More Bad News about Standardized Testing
Thursday, July 31, 2003
I've always hated standardized educational testing ever since I was in the 4th grade when I attended Herkomer Platz Kinderschule in Munich, Germany. (My father, John Cramer was on sabbatical and was doing research at Garching.) At the end of the school year we all took a series of tests. They didn't matter for me because I was going back to the US, but for all the rest of the children, the tests determined whether they were going to the Hauptschule, the Realschule, or the Gymnasium. Only the kids chosen to go to the Gymnasium were expected to go to college. As a 10-year-old I thought it was stupid and unfair that my peers were taking tests that would eliminate to possibility of a university education for two-thirds of them. I still think it was stupid.
My later experiences with standardized testing did nothing to change my mind. For the most part, I've always been a good test-taker, but this did not reduce my disdain for them and my upset at what they did to the educational environment. Thus, I was deeply suspicious of the emphasis on standardized testing in Bush's No Child Left Behind initiative: school would teach to the test and otherwise distort the ciriculum to optimize their pupil's scores.
I think a lot of the recent emphasis on "Kindergarten readiness" originates in the pressures on schools to make sure their pupil's test scores are up from the beginning; and following from that, the fashion for holding kids back a year, rather than letting them enter Kindergarten and First Grade on schedule. The pressure to perform is passed increasingly downward in age-groups. This is very bad for the kids and brings pressure to the early elementary grades that my generation didn't see until Junior High.
But I've just found out about a new way in which this testing pressure damages eduction:
To Cut Failure Rate, Schools Shed Students
Educators nationwide are waking up to the problem of pushouts. With the advent of high-stakes testing in dozens of states, and the fact that under the federal No Child Left Behind Act, schools with low graduation rates risk being deemed failing schools, schools are facing real temptations to make their results look good by getting rid of low performers.
Just this month, Miami school officials began investigating a principal who apparently tried to weed out low-performing students to bolster the school's test scores. And the Houston schools are mired in controversy after a state audit found that at some schools, more than half those discharged should have been classified as dropouts.
In New York, Mr. Klein said, the pushout problem was one he inherited, and became aware of only late last year. Since then, he said, he has been investigating the issue, and making plans for a new accountability system that will, among other things, keep better track of what happens to students who leave the system.
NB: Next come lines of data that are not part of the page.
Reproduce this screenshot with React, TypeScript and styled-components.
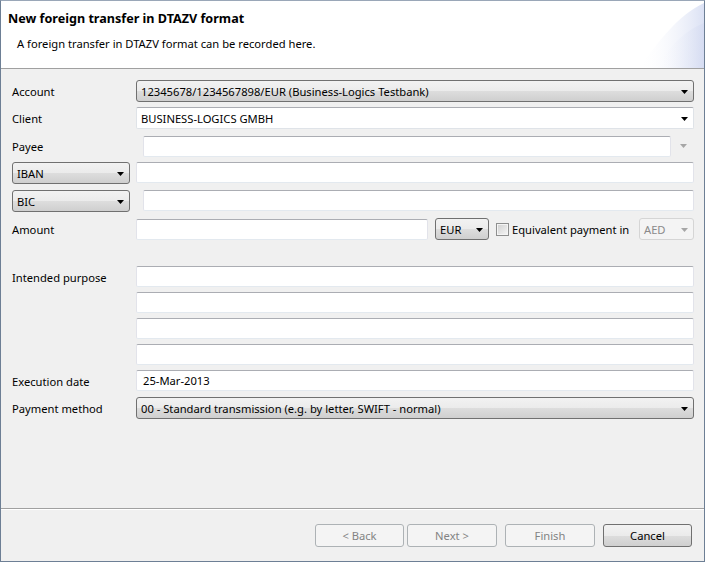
import React from 'react'
import styled, { createGlobalStyle } from 'styled-components'

const GlobalStyle = createGlobalStyle`
  body {
    margin: 0;
    background: #ffffff;
    font-family: "Noto Sans", "Liberation Sans", sans-serif;
    font-size: 11.2px;
    color: #000;
  }
`

const Window = styled.div`
  width: 705px;
  height: 562px;
  box-sizing: border-box;
  border: 1px solid #6d7f95;
  border-top-color: #9aa7b8;
  background: #f0f0f0;
  display: flex;
  flex-direction: column;
`

const Header = styled.div`
  position: relative;
  height: 67px;
  background: #ffffff;
  border-bottom: 1px solid #a0a0a0;
  overflow: hidden;
`

const Title = styled.div`
  font-weight: bold;
  font-size: 12.6px;
  padding: 10px 0 0 7px;
  line-height: 16px;
`

const Subtitle = styled.div`
  padding: 9px 0 0 16px;
  line-height: 16px;
`

const Swoosh = styled.svg`
  position: absolute;
  right: 0;
  top: 0;
`

const Form = styled.div`
  flex: 1;
  padding: 11px 10px 0 11px;
  display: flex;
  flex-direction: column;
`

const Row = styled.div<{ $mt?: number }>`
  display: grid;
  grid-template-columns: 124px 1fr;
  align-items: start;
  margin-top: ${p => p.$mt ?? 0}px;
`

const Label = styled.div<{ $h?: number }>`
  box-sizing: border-box;
  height: ${p => p.$h ?? 22}px;
  padding-top: 1px;
  line-height: ${p => p.$h ?? 22}px;
  white-space: nowrap;
`

const Field = styled.div<{ $h?: number, $indent?: number, $w?: number }>`
  box-sizing: border-box;
  height: ${p => p.$h ?? 22}px;
  line-height: ${p => (p.$h ?? 22) - 2}px;
  margin-left: ${p => p.$indent ?? 0}px;
  ${p => p.$w ? `width: ${p.$w}px; flex: none;` : 'flex: 1 0 auto;'}
  background: #ffffff;
  border: 1px solid #e2e3ea;
  border-top-color: #abadb3;
  border-bottom-color: #e3e9ef;
  border-radius: 2px;
  padding: 0 6px;
  white-space: nowrap;
`

const Combo = styled.div<{ $editable?: boolean, $disabled?: boolean, $w?: number, $ml?: number }>`
  box-sizing: border-box;
  height: 22px;
  ${p => p.$w ? `width: ${p.$w}px; flex: none;` : 'flex: 1;'}
  margin-left: ${p => p.$ml ?? 0}px;
  display: flex;
  align-items: center;
  justify-content: space-between;
  padding: 1px 5px 0 4px;
  border-radius: 3px;
  white-space: nowrap;
  color: ${p => p.$disabled ? '#8a8a8a' : '#000'};
  border: 1px solid ${p => p.$editable ? '#dfe3e8' : p.$disabled ? '#d5d5d5' : '#707070'};
  ${p => p.$editable
    ? 'border-top-color: #abadb3; border-radius: 2px; background: #fff;'
    : p.$disabled
      ? 'background: #f4f4f4;'
      : 'background: linear-gradient(#f2f2f2 0%, #ebebeb 50%, #dddddd 51%, #cfcfcf 100%);'}
`

const Line = styled.div`
  display: flex;
  align-items: center;
`

const Stack = styled.div`
  display: flex;
  flex-direction: column;
  gap: 5px;
`

const ArrowSlot = styled.div`
  width: 22px;
  height: 22px;
  display: flex;
  align-items: center;
  justify-content: center;
  flex: none;
  padding-left: 1px;
`

const CheckBox = styled.div`
  box-sizing: border-box;
  width: 13px;
  height: 13px;
  margin: 0 3px 0 7px;
  border: 1px solid #8e8f8f;
  background: linear-gradient(135deg, #cfcfcf, #f6f6f6);
  box-shadow: inset 0 0 0 1px #f4f4f4;
  flex: none;
`

const CheckLabel = styled.span`
  flex: 1;
  padding-top: 1px;
  white-space: nowrap;
`

const Footer = styled.div`
  border-top: 1px solid #a0a0a0;
  box-shadow: inset 0 1px 0 #ffffff;
  padding: 15px 12px 14px 0;
  display: flex;
  justify-content: flex-end;
`

const Button = styled.div<{ $disabled?: boolean, $gap?: number, $w?: number }>`
  box-sizing: border-box;
  width: ${p => p.$w ?? 89}px;
  height: 23px;
  margin-left: ${p => p.$gap ?? 0}px;
  display: flex;
  align-items: center;
  justify-content: center;
  border-radius: 3px;
  border: 1px solid ${p => p.$disabled ? '#adb2b5' : '#707070'};
  color: ${p => p.$disabled ? '#838383' : '#000'};
  background: ${p => p.$disabled
    ? '#f4f4f4'
    : 'linear-gradient(#f2f2f2 0%, #ebebeb 50%, #dddddd 51%, #cfcfcf 100%)'};
`

const Arrow = ({ color = '#000' }: { color?: string }): JSX.Element => (
  <svg width="7" height="4" viewBox="0 0 7 4">
    <polygon points="0,0 7,0 3.5,4" fill={color} />
  </svg>
)

const App = (): JSX.Element => {
  return (
    <>
      <GlobalStyle />
      <Window>
        <Header>
          <Title>New foreign transfer in DTAZV format</Title>
          <Subtitle>A foreign transfer in DTAZV format can be recorded here.</Subtitle>
          <Swoosh width="90" height="67" viewBox="0 0 90 67">
            <defs>
              <linearGradient id="sw1" x1="0" y1="0" x2="1" y2="0">
                <stop offset="0" stopColor="#ffffff" stopOpacity="0" />
                <stop offset="1" stopColor="#dbe1f4" />
              </linearGradient>
              <linearGradient id="sw2" x1="0" y1="0" x2="1" y2="0">
                <stop offset="0" stopColor="#ffffff" stopOpacity="0" />
                <stop offset="1" stopColor="#d3daf1" />
              </linearGradient>
            </defs>
            <path d="M25 67 C 45 40, 64 14, 90 2 L 90 67 Z" fill="url(#sw1)" />
            <path d="M42 67 C 56 45, 70 30, 90 22 L 90 67 Z" fill="url(#sw2)" opacity="0.7" />
          </Swoosh>
        </Header>
        <Form>
          <Row>
            <Label>Account</Label>
            <Combo>12345678/1234567898/EUR (Business-Logics Testbank)<Arrow /></Combo>
          </Row>
          <Row $mt={5}>
            <Label>Client</Label>
            <Combo $editable>BUSINESS-LOGICS GMBH<Arrow /></Combo>
          </Row>
          <Row $mt={6}>
            <Label>Payee</Label>
            <Line>
              <Field $indent={7} $h={21} />
              <ArrowSlot><Arrow color="#a6a6a6" /></ArrowSlot>
            </Line>
          </Row>
          <Row $mt={5}>
            <Line><Combo $w={118}>IBAN<Arrow /></Combo></Line>
            <Field $h={21} />
          </Row>
          <Row $mt={6}>
            <Line><Combo $w={118}>BIC<Arrow /></Combo></Line>
            <Line><Field $indent={7} $h={21} /></Line>
          </Row>
          <Row $mt={6}>
            <Label>Amount</Label>
            <Line>
              <Field $w={292} $h={21} />
              <Combo $w={54} $ml={7}>EUR<Arrow /></Combo>
              <CheckBox />
              <CheckLabel>Equivalent payment in</CheckLabel>
              <Combo $w={55} $disabled>AED<Arrow color="#a6a6a6" /></Combo>
            </Line>
          </Row>
          <Row $mt={26}>
            <Label $h={21}>Intended purpose</Label>
            <Stack>
              <Field $h={21} />
              <Field $h={21} />
              <Field $h={21} />
              <Field $h={21} />
            </Stack>
          </Row>
          <Row $mt={5}>
            <Label $h={21}>Execution date</Label>
            <Field $h={21}>25-Mar-2013</Field>
          </Row>
          <Row $mt={6}>
            <Label>Payment method</Label>
            <Combo>00 - Standard transmission (e.g. by letter, SWIFT - normal)<Arrow /></Combo>
          </Row>
        </Form>
        <Footer>
          <Button $disabled>&lt; Back</Button>
          <Button $disabled $gap={3} $w={90}>Next &gt;</Button>
          <Button $disabled $gap={8} $w={90}>Finish</Button>
          <Button $gap={8}>Cancel</Button>
        </Footer>
      </Window>
    </>
  )
}

export default App
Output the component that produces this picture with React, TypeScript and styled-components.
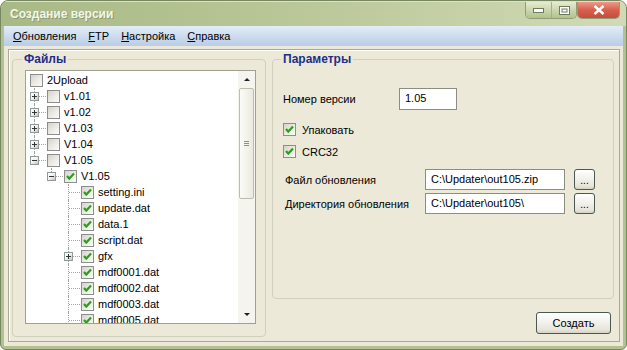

Mr. Klein said he was not aware that the discharge issue had been brought to the department's notice in prior years.
But two years ago, just before he left his post as chief of assessment and accountability, Robert Tobias recommended an audit after noticing a "heavy use of the discharge codes" under which students are no longer accounted for in a school's graduation rate.The discharge codes can be misused, he said, by classifying students who drop out of the system as having left the city. "It would be possible to inflate graduation rates and reduce your dropout rate," said Mr. Tobias, who is now an education professor at New York University.